Graphismes : Le mélange entre des personnages en 3D et des décors en précalculé est assez surprenant. Mais on ne se plaindra ni des uns, ni des autres. Evidemment, aujourd’hui, Stanley et ses adversaires paraissent un peu géométriques et manquants de détails mais pour l’époque, le résultat était particulièrement impressionnant. Quant aux décors précalculés, ils sont très originaux, parfois un peu flous, mais regorgent de petits détails et de couleurs. Les différents angles de vue, ainsi que la manière dont de nombreux ennemis apparaissent donnent au jeu un style très cinématographique.
Animation : Les mouvements et attaques de Stanley sont très nombreux et réalistes (à l’exception du saut, qui aurait pu figurer sans honte dans une version modernisée de Frogger). C’était d’ailleurs un des principaux arguments de vente du jeu. De ce côté, le travail a été particulièrement fignolé. On ne peut pas en dire autant du scrolling, parfois un peu lent et donnant lieu à une bouillie de décors pixellisés jusqu’à ce que le mouvement se soit stabilisé.
Jouabilité : Manuvrer et maîtriser Stanley, c’est l’enfance de l’art. On regrettera néanmoins, vu le flou graphique occasionnel, que la nuance entre décors et chemin praticable soit parfois un peu faible. Stanley se retrouve parfois à trotter dans le vide, bloqué par un mur invisible, et il faudra le déplacer dans une autre direction pour que tout redevienne normal. Time Commando est plutôt facile à la base, mais les niveaux de difficulté plus élevés rendront le challenge (spécialement la course contre la montre) beaucoup plus ardu.
Son : : Des bruitages assez faiblards, mais des musiques fantastiques, en accord avec chaque époque visitée. Aaah, le superbe thème du galion espagnol ou de la 1ere guerre mondiale !

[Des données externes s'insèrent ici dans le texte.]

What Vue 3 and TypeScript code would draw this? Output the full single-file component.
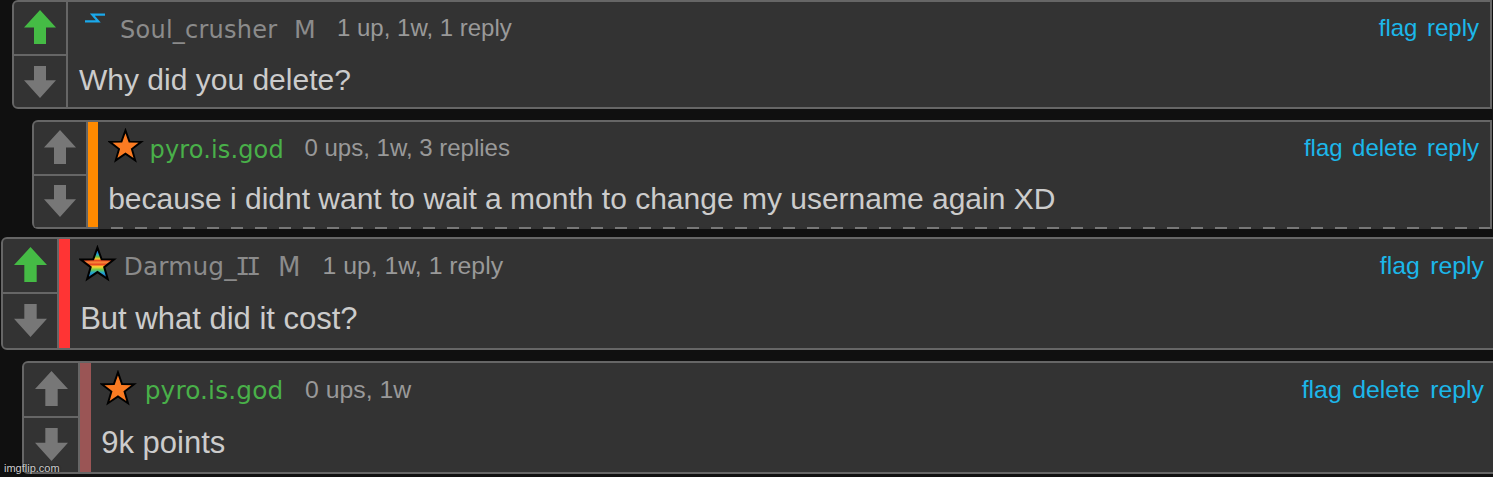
<script setup lang="ts">
interface Comment {
  id: string
  user: string
  numeral?: string
  own?: boolean
  mod?: boolean
  upvoted?: boolean
  stripe?: boolean
  icon: 'bolt' | 'star' | 'rainbow'
  meta: string
  text: string
  links: string[]
}

const comments: Comment[] = [
  { id: 'one', user: 'Soul_crusher', mod: true, upvoted: true, icon: 'bolt', meta: '1 up, 1w, 1 reply', text: 'Why did you delete?', links: ['flag', 'reply'] },
  { id: 'two', user: 'pyro.is.god', own: true, stripe: true, icon: 'star', meta: '0 ups, 1w, 3 replies', text: 'because i didnt want to wait a month to change my username again XD', links: ['flag', 'delete', 'reply'] },
  { id: 'three', user: 'Darmug_', numeral: 'II', mod: true, upvoted: true, stripe: true, icon: 'rainbow', meta: '1 up, 1w, 1 reply', text: 'But what did it cost?', links: ['flag', 'reply'] },
  { id: 'four', user: 'pyro.is.god', own: true, stripe: true, icon: 'star', meta: '0 ups, 1w', text: '9k points', links: ['flag', 'delete', 'reply'] },
]

const star = '18,4 21.7,14.5 32.7,14.7 24,21.4 27.1,32 18,25.8 8.9,32 12,21.4 3.3,14.7 14.3,14.5'
</script>

<template>
  <main class="thread">
    <article v-for="c in comments" :key="c.id" class="comment" :class="c.id">
      <div class="votes">
        <div class="vote">
          <svg class="arrow up" :class="{ on: c.upvoted }" viewBox="0 0 32 34" preserveAspectRatio="none">
            <path d="M16 0 32 17.6H22V34H10V17.6H0Z" />
          </svg>
        </div>
        <div class="vote">
          <svg class="arrow down" viewBox="0 0 32 32" preserveAspectRatio="none">
            <path d="M10 0H22V14.3H32L16 32 0 14.3H10Z" />
          </svg>
        </div>
      </div>
      <div v-if="c.stripe" class="stripe"></div>
      <div class="content">
        <header class="head">
          <svg v-if="c.icon === 'bolt'" class="icon" viewBox="0 0 36 38">
            <path d="M6 8.3H19.2L13.4 1.7H26" fill="none" stroke="#1aa9ec" stroke-width="2.3" />
          </svg>
          <svg v-else class="icon" viewBox="1.7 1.8 33.6 35.47">
            <defs>
              <linearGradient id="rainbow" x1="0" y1="4" x2="0" y2="32" gradientUnits="userSpaceOnUse">
                <stop offset="0.12" stop-color="#2468d0" />
                <stop offset="0.22" stop-color="#22a8d0" />
                <stop offset="0.3" stop-color="#70c040" />
                <stop offset="0.36" stop-color="#ffc830" />
                <stop offset="0.41" stop-color="#e84820" />
                <stop offset="0.47" stop-color="#f88838" />
                <stop offset="0.54" stop-color="#e84820" />
                <stop offset="0.61" stop-color="#ffd830" />
                <stop offset="0.7" stop-color="#70c848" />
                <stop offset="0.8" stop-color="#22a8d0" />
                <stop offset="0.96" stop-color="#2458c0" />
              </linearGradient>
            </defs>
            <polygon :points="star" :fill="c.icon === 'star' ? '#fb7b22' : 'url(#rainbow)'" stroke="#000" stroke-width="1.8" stroke-miterlimit="8" />
          </svg>
          <span class="name" :class="{ own: c.own }">{{ c.user }}<span v-if="c.numeral" class="numeral">{{ c.numeral }}</span></span>
          <span v-if="c.mod" class="name mod">M</span>
          <span class="meta">{{ c.meta }}</span>
          <nav class="links"><a v-for="l in c.links" :key="l">{{ l }}</a></nav>
        </header>
        <p class="text">{{ c.text }}</p>
      </div>
    </article>
    <span class="mark">imgflip.com</span>
  </main>
</template>

<style>
body { margin: 0; background: #101010; overflow: hidden; }
</style>

<style scoped>
.thread {
  position: relative;
  height: 477px;
  overflow: hidden;
  background: #101010;
  font-family: "Liberation Sans", Arial, sans-serif;
}
.comment {
  box-sizing: border-box;
  display: flex;
  height: 109px;
  border: 2px solid #666;
  border-radius: 6px 0 0 6px;
  background: #333;
  font-size: 24px;
  overflow: hidden;
}
.one { margin: 0 1px 0 12px; --cols: 41px 174px 43px 1fr auto; }
.two {
  margin: 11px 1px 0 32px;
  --cols: 42px 155px 1fr auto;
  --stripe: #ff8a00;
  position: relative;
  border-bottom: 0;
}
.two::after {
  content: "";
  position: absolute;
  left: 0;
  right: 0;
  bottom: 0;
  height: 2px;
  background:
    linear-gradient(#666, #666) 0 0 / 64px 2px no-repeat,
    repeating-linear-gradient(90deg, #777 0 12px, #333 12px 24px) 76.5px 0 / 100% 2px no-repeat;
}
.three { margin: 7.5px -2px 0 1px; --cols: 44.2px 154.3px 44.5px 1fr auto; --stripe: #ff3434; }
.four { margin: 11px -2px 0 22px; --cols: 44.2px 160.3px 1fr auto; --stripe: #9a5555; }
.three, .four { height: 113px; font-size: 24.8px; }

.votes {
  flex: none;
  display: grid;
  grid-template-rows: 51.5px 1fr;
  gap: 2px;
  width: 52px;
  border-right: 2px solid #666;
  background: #666;
}
.two .votes { height: 105px; }
.three .votes, .four .votes { width: 54px; grid-template-rows: 53.5px 1fr; }
.vote { display: grid; place-items: center; background: #333; }
.arrow { display: block; width: 32px; fill: #777; }
.up { height: 34px; margin-bottom: 1px; }
.down { height: 32px; margin-top: 1px; }
.two .down { margin-top: 0; }
.three .arrow, .four .arrow { width: 33px; }
.three .up, .four .up { height: 35px; }
.three .down, .four .down { height: 33px; margin-top: 0; }
.on { fill: #45bb45; }
.stripe { flex: none; width: 10px; background: var(--stripe); }
.three .stripe, .four .stripe { width: 11px; }

.content { flex: 1; min-width: 0; padding: 0 11px 0 11px; }
.two .content { padding-left: 9.5px; }
.three .content, .four .content { padding: 0 9px 0 9.5px; }
.head {
  display: grid;
  grid-template-columns: var(--cols);
  height: 60px;
  line-height: 30px;
  white-space: nowrap;
}
.two .head { height: 59px; }
.three .head, .four .head { height: 62.5px; }
.icon { display: block; width: 36px; height: 38px; margin-top: 11px; }
.two .icon { margin-top: 6px; }
.three .icon { width: 38px; height: 40px; margin: 6px 0 0 -1px; }
.four .icon { width: 37px; height: 39px; margin: 7px 0 0 -1px; }
.name {
  padding-top: 13px;
  font-family: "DejaVu Sans", Verdana, sans-serif;
  letter-spacing: 0.15px;
  color: #8b8b8b;
}
.one .name { letter-spacing: 0.25px; }
.name.own { color: #49b049; }
.name.mod { font-size: 1.05em; }
.numeral { font-family: "DejaVu Sans Mono", monospace; letter-spacing: -4px; margin-left: -1.5px; }
.meta { padding-top: 11px; color: #999; }
.three .meta, .three .links { padding-top: 12px; }
.four .meta, .four .links { padding-top: 12px; }
.links { display: flex; gap: 9.5px; padding-top: 11px; }
.three .links, .four .links { gap: 10.5px; }
.links a { color: #1cb7ea; }
.text {
  margin: 0;
  font-size: 30px;
  line-height: 36px;
  color: #ccc;
  white-space: nowrap;
}
.two .text { padding-left: 0.7px; }
.three .text, .four .text { font-size: 31px; padding-left: 0.7px; }
.mark {
  position: absolute;
  left: 4px;
  top: 461px;
  font-size: 11px;
  line-height: 14px;
  color: #ccc;
  text-shadow: 0 0 2px #000;
}
</style>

Intérêt : 15/20. Comme expliqué plus haut, Time Commando n’est jamais qu’un beat them all de plus et, même sur PC où ce type de jeu n’a jamais été monnaie courante, le principe en lui même demeure assez limité. Mais attention : on a affaire ici à un des beat them all les plus originaux jamais imaginés, avec des atmosphères, des ennemis et des armes qui changent des sempiternels punks et autres délinquants qui constituent l’essentiel des population présentes dans ce genre de programme. Les différents niveaux de difficulté sont bien dosés, et permettent de s’attaquer à un challenge de plus en plus ardu, mais même sans cela, Time Commando est défoulant et suffisamment bien conçu pour qu’on y rejoue longtemps sans éprouver la moindre lassitude.